And moreover, because of the number of branches widely spread in our case, we are not collecting additional over — outer delivery area charges from that, OEHRs from the customers. So our rates are fixed from branch to two branches. So that it is very easy to accept from the customer side that they have already know that what is a transport to our logistic cost in VRL. But in other cases, what will happen at the final billing, they charge ODA and other status, which they cannot assume at the time of booking. So these are the differences.
Mukesh Saraf
Got it. Got it. And I mean in terms of management strategy, I mean, do you — this is a situation where you might have to cut-back on some prices if say — I mean basically you have in the last couple of years also taken price hikes, but we haven’t seen this kind of a margin improvement because you mentioned in the past that the entire pricing has not been absorbed by the customers. This time maybe you’ve enforced it a bit more. But you know-how much does the management — how long are you willing to go without say volume growth? Are you willing to go with 1% volume growth for a longer time this time or if, say, volume growth doesn’t come in, you will be forced to cut prices?
Sunil Nalavadi
No, our strategy is very clear. Actually, see, we are expecting that based on whatever feedback we are getting from the ground, we are expecting that the revenue growth will be range of around 12% to 13%, again, which will be the combination of volume and the upright rates. So initially the volume contribution will be lower, but as and when we cross another one or two quarters, again, the volume growth will be picked-up very-high. That’s what we are expecting. And we are expecting that the margin maintenance, see, currently we reached around 21% EBITDA level, but going-forward, definitely around 18% of the EBITDA, around 18% we can maintain.
Mukesh Saraf
Okay. Got it. Got it. And secondly, fleet addition, I mean, we have seen that you’ve scrapped more trucks than you’ve added in the last two quarters. So your — actually the total fleet that you have, net addition has been negative this last two quarters. Any sense on that?
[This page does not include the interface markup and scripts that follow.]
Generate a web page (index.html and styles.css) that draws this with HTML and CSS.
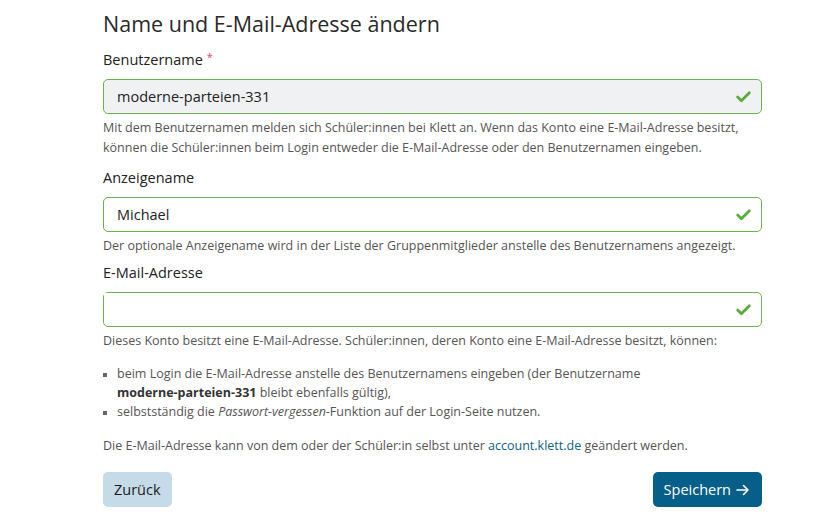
FILE: index.html
```html
<!DOCTYPE html>
<html lang="de">
<head>
  <meta charset="UTF-8">
  <meta name="viewport" content="width=device-width, initial-scale=1.0">
  <title>Name und E-Mail-Adresse ändern</title>
  <link rel="stylesheet" href="styles.css">
</head>
<body>
  <form class="account-form">
    <h1>Name und E-Mail-Adresse ändern</h1>

    <div class="field">
      <label class="field-label" for="username">Benutzername <span class="required">*</span></label>
      <div class="input-wrap">
        <input class="input readonly" id="username" type="text" value="moderne-parteien-331" readonly>
        <svg class="check" viewBox="0 0 16 16" width="17" height="17"><path d="M2.5 8.5l3.5 3.5 7.5-7.5" fill="none" stroke="#5aaa3c" stroke-width="2.6" stroke-linecap="round" stroke-linejoin="round"/></svg>
      </div>
      <p class="hint">Mit dem Benutzernamen melden sich Schüler:innen bei Klett an. Wenn das Konto eine E-Mail-Adresse besitzt, können die Schüler:innen beim Login entweder die E-Mail-Adresse oder den Benutzernamen eingeben.</p>
    </div>

    <div class="field field-tight">
      <label class="field-label" for="displayname">Anzeigename</label>
      <div class="input-wrap">
        <input class="input" id="displayname" type="text" value="Michael">
        <svg class="check" viewBox="0 0 16 16" width="17" height="17"><path d="M2.5 8.5l3.5 3.5 7.5-7.5" fill="none" stroke="#5aaa3c" stroke-width="2.6" stroke-linecap="round" stroke-linejoin="round"/></svg>
      </div>
      <p class="hint">Der optionale Anzeigename wird in der Liste der Gruppenmitglieder anstelle des Benutzernamens angezeigt.</p>
    </div>

    <div class="field">
      <label class="field-label" for="email">E-Mail-Adresse</label>
      <div class="input-wrap">
        <input class="input" id="email" type="text" value="">
        <span class="redacted"></span>
        <svg class="check" viewBox="0 0 16 16" width="17" height="17"><path d="M2.5 8.5l3.5 3.5 7.5-7.5" fill="none" stroke="#5aaa3c" stroke-width="2.6" stroke-linecap="round" stroke-linejoin="round"/></svg>
      </div>
      <p class="hint">Dieses Konto besitzt eine E-Mail-Adresse. Schüler:innen, deren Konto eine E-Mail-Adresse besitzt, können:</p>
      <ul class="hint-list">
        <li>beim Login die E-Mail-Adresse anstelle des Benutzernamens eingeben (der Benutzername <strong>moderne-parteien-331</strong> bleibt ebenfalls gültig),</li>
        <li>selbstständig die <em>Passwort-vergessen</em>-Funktion auf der Login-Seite nutzen.</li>
      </ul>
      <p class="hint">Die E-Mail-Adresse kann von dem oder der Schüler:in selbst unter <a href="#">account.klett.de</a> geändert werden.</p>
    </div>

    <div class="actions">
      <button type="button" class="btn btn-back">Zurück</button>
      <button type="submit" class="btn btn-save">Speichern
        <svg viewBox="0 0 16 16" width="16" height="16"><path d="M2 8h11M8.5 3.5L13 8l-4.5 4.5" fill="none" stroke="#fff" stroke-width="1.6" stroke-linecap="round" stroke-linejoin="round"/></svg>
      </button>
    </div>
  </form>
</body>
</html>
```

FILE: styles.css
```css
body {
  margin: 0;
  font-family: "Open Sans", "Noto Sans", sans-serif;
  background-color: #fff;
  color: #222;
}

.account-form {
  width: 659px;
  margin-left: 103px;
  padding-top: 8px;
}

h1 {
  margin: 0 0 10px;
  font-size: 21.5px;
  font-weight: 400;
  line-height: 32px;
  color: #2a2a2a;
}

.field-label {
  display: block;
  font-size: 14.5px;
  line-height: 20px;
  margin-bottom: 9px;
  color: #222;
}

.required {
  color: #e0475f;
  font-size: 11px;
  vertical-align: top;
  line-height: 14px;
}

.input-wrap {
  position: relative;
}

.input {
  box-sizing: border-box;
  width: 100%;
  height: 35px;
  padding: 0 36px 0 13px;
  border: 1px solid #6cb24e;
  border-radius: 5px;
  background-color: #fff;
  font-family: inherit;
  font-size: 14.5px;
  color: #222;
  outline: none;
}

.input.readonly {
  background-color: #f0f1f3;
}

.check {
  position: absolute;
  right: 10px;
  top: 9px;
}

.redacted {
  position: absolute;
  left: 1px;
  top: 1px;
  width: 150px;
  height: 20px;
  background: #fff;
}

.hint {
  margin: 4px 0 0;
  font-size: 12.5px;
  line-height: 20px;
  color: #555;
}

.field {
  margin-bottom: 10px;
}

.field-tight {
  margin-bottom: 7px;
}

.hint-list {
  max-width: 570px;
  margin: 13px 0 15px;
  padding-left: 14px;
  list-style: none;
  font-size: 12.5px;
  line-height: 19px;
  color: #555;
}

.hint-list li {
  position: relative;
}

.hint-list li::before {
  content: "";
  position: absolute;
  left: -14px;
  top: 9px;
  width: 4px;
  height: 4px;
  background: #666;
}

.hint-list strong {
  color: #333;
}

.hint a {
  color: #0b5f86;
  text-decoration: none;
}

.actions {
  display: flex;
  justify-content: space-between;
  margin-top: 16px;
}

.btn {
  display: flex;
  align-items: center;
  gap: 4px;
  height: 35px;
  padding: 0 11px;
  border: none;
  border-radius: 5px;
  font-family: inherit;
  font-size: 14.5px;
  cursor: pointer;
}

.btn-back {
  background-color: #c5dbe8;
  color: #1a1a1a;
}

.btn-save {
  background-color: #065f88;
  color: #fff;
}
```
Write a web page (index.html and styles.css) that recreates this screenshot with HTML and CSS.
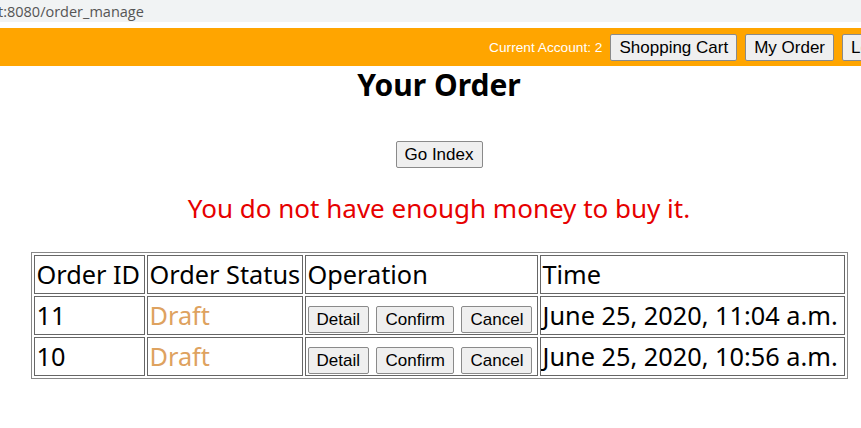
FILE: index.html
```html
<!DOCTYPE html>
<html lang="en">
<head>
<meta charset="utf-8">
<title>Your Order</title>
<link rel="stylesheet" href="styles.css">
</head>
<body>
<div class="urlbar"><span class="url">t:8080/order_manage</span></div>
<div class="page">
  <header class="topbar">
    <span class="account">Current Account: 2</span>
    <button class="btn">Shopping Cart</button>
    <button class="btn">My Order</button>
    <button class="btn">Logout</button>
  </header>
  <main class="content">
    <h1 class="title">Your Order</h1>
    <div class="actions"><button class="btn">Go Index</button></div>
    <p class="error">You do not have enough money to buy it.</p>
    <table class="orders">
      <colgroup>
        <col class="c-id"><col class="c-status"><col class="c-op"><col class="c-time">
      </colgroup>
      <tr>
        <td>Order ID</td><td>Order Status</td><td>Operation</td><td>Time</td>
      </tr>
      <tr>
        <td>11</td><td class="status">Draft</td>
        <td class="ops"><button class="btn">Detail</button><button class="btn">Confirm</button><button class="btn">Cancel</button></td>
        <td>June 25, 2020, 11:04 a.m.</td>
      </tr>
      <tr>
        <td>10</td><td class="status">Draft</td>
        <td class="ops"><button class="btn">Detail</button><button class="btn">Confirm</button><button class="btn">Cancel</button></td>
        <td>June 25, 2020, 10:56 a.m.</td>
      </tr>
    </table>
  </main>
</div>
</body>
</html>
```

FILE: styles.css
```css
html, body {
  margin: 0;
  padding: 0;
  background: #fff;
  overflow: hidden;
}
body {
  font-family: "Noto Sans", "Open Sans", sans-serif;
  color: #000;
}
.urlbar {
  height: 22px;
  background: #f1f3f4;
  border-bottom: 6px solid #fff;
  display: flex;
  align-items: center;
  overflow: hidden;
}
.url {
  margin-left: -2px;
  font-family: "Open Sans", "Noto Sans", sans-serif;
  font-size: 14.5px;
  color: #555;
  white-space: nowrap;
}
.page {
  width: 930px;
}
.topbar {
  height: 38px;
  background: #ffa500;
  display: flex;
  align-items: center;
  justify-content: flex-end;
  gap: 8px;
  padding-right: 18px;
  padding-top: 1px;
  box-sizing: border-box;
}
.account {
  color: #fff;
  font-family: "Liberation Sans", Arial, sans-serif;
  font-size: 13.7px;
}
.btn {
  font-family: "Liberation Sans", Arial, sans-serif;
  font-size: 17px;
  line-height: 19px;
  padding: 3px 8px;
  background: #efefef;
  color: #000;
  border: 1px solid #8a8a8a;
  border-radius: 2px;
  margin: 0;
}
.content {
  width: 878px;
  text-align: center;
}
.title {
  margin: 0;
  font-size: 30px;
  line-height: 38px;
  font-weight: 700;
}
.actions {
  margin-top: 37px;
}
.error {
  margin: 23px 0 0;
  color: #e60000;
  font-size: 26px;
  line-height: 35px;
}
.orders {
  margin: 26px auto 0;
  table-layout: fixed;
  border-collapse: separate;
  border-spacing: 2px;
  border: 1px solid #888;
  text-align: left;
  width: 817px;
}
.c-id { width: 111px; }
.c-status { width: 156px; }
.c-op { width: 233px; }
.c-time { width: 305px; }
.orders td {
  border: 1px solid #666;
  padding: 1px 2px;
  font-size: 25.3px;
  line-height: 35px;
  white-space: nowrap;
  overflow: hidden;
}
.orders .status {
  color: #dea25f;
}
.ops .btn {
  font-size: 17px;
  margin-right: 7.5px;
}
.ops .btn:last-child {
  margin-right: 0;
}
```
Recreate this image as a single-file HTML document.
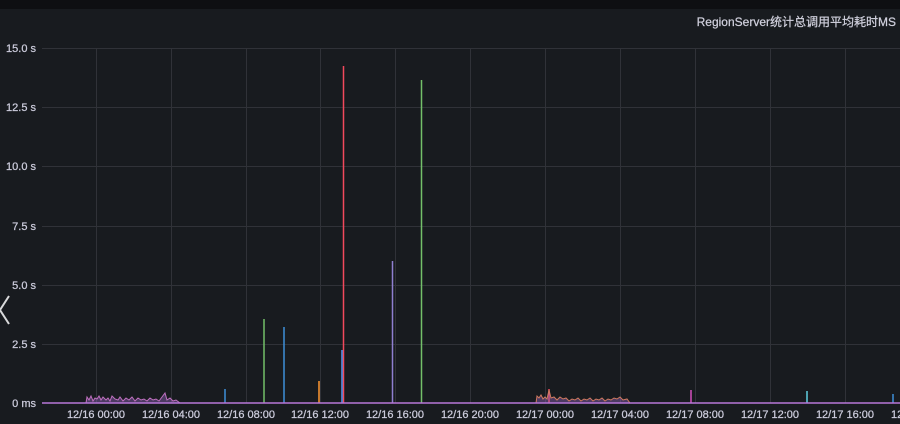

I mean, is it because temporarily you’re going to see lower volumes and you want to increase your — your own vehicle running that you’re not adding trucks right now?
Sunil Nalavadi
No, this is again temporary this one mix change in the mix. And moreover, now what we are doing is, so some of the vehicles which are closer to the 15 meters and all and which are very-high capacity like 28 tonnes and all. So we have scrapped some of those vehicles and added the vehicles which are in the range of around 20 tons, 24 tons, which are more suitable across all routes. That’s the reason that overall the tonnage capacity has been little bit impacted. But because in terms of the number of vehicles, actually we added more vehicles.
So around 300 vehicles have been added in the nine months and we scrapped hardly around 200 because of change in the vehicle capacity is that overall the tonnage capacity is a little bit impacted. But even going-forward, the vehicle addition plan is — will continue. And depending on the load factor, see, again, the plan of vehicle addition is — it’s a continuous exercise. See, depending on the load factor-in each transshipment hub, we take a stock and we decide to add the vehicles.
Mukesh Saraf
Okay. Okay.
Sunil Nalavadi
So based on that, we are expecting that around INR150 crores capex anyway it will be there even for the next year only for addition of the vehicles.
Mukesh Saraf
Okay. Okay. Okay. And sir, every quarter you do mention the amount of tonnage that the new branches have given you. This time you have not so — and we have seen only 1% growth. So can we assume the new branches also has not seen volume growth or is it that the existing branches have seen a significant decline and the new branches have just offset that?
Sunil Nalavadi
No, new brands again the contribution is in the range of around 3% or so. So the total.
Operator
Thank you. MR. Sharaf, please rejoin the queue for more questions. Next question comes from the line of Harsh Shah with Rida Holdings. Please go-ahead.
Harsh Shah
Yeah, sorry. Good morning, sir. Sir, my question is again on the volume growth side. So if I look at last five years, we have grown our volume at around 8% CAGR. And during the same-period, our branch addition has almost been at a similar rate from 830 to almost 1250 branches where we are today. So just trying to assume that volume growth is only subject to branch addition and there won’t be anything like ATA or SBA, Call-IT SNG, would there be any organic growth in the existing branches that we have or have we reached a sort of saturation point on that on that front?
Sunil Nalavadi
Volume growth, obviously, it’s more contribution from the existing market alone. So with the new branches, actually we have taken an initiative to open and new branches in the potential area that is giving additional contribution to the volume. But if you see overall market trend, see, even on the MSME sectors, for example, which is major contribution to our overall tonnage, that segment is suffering very-high. And we are hoping that given in the current budget, the more thrust has been given to MSME sectors and the rural economy than agriculture sector.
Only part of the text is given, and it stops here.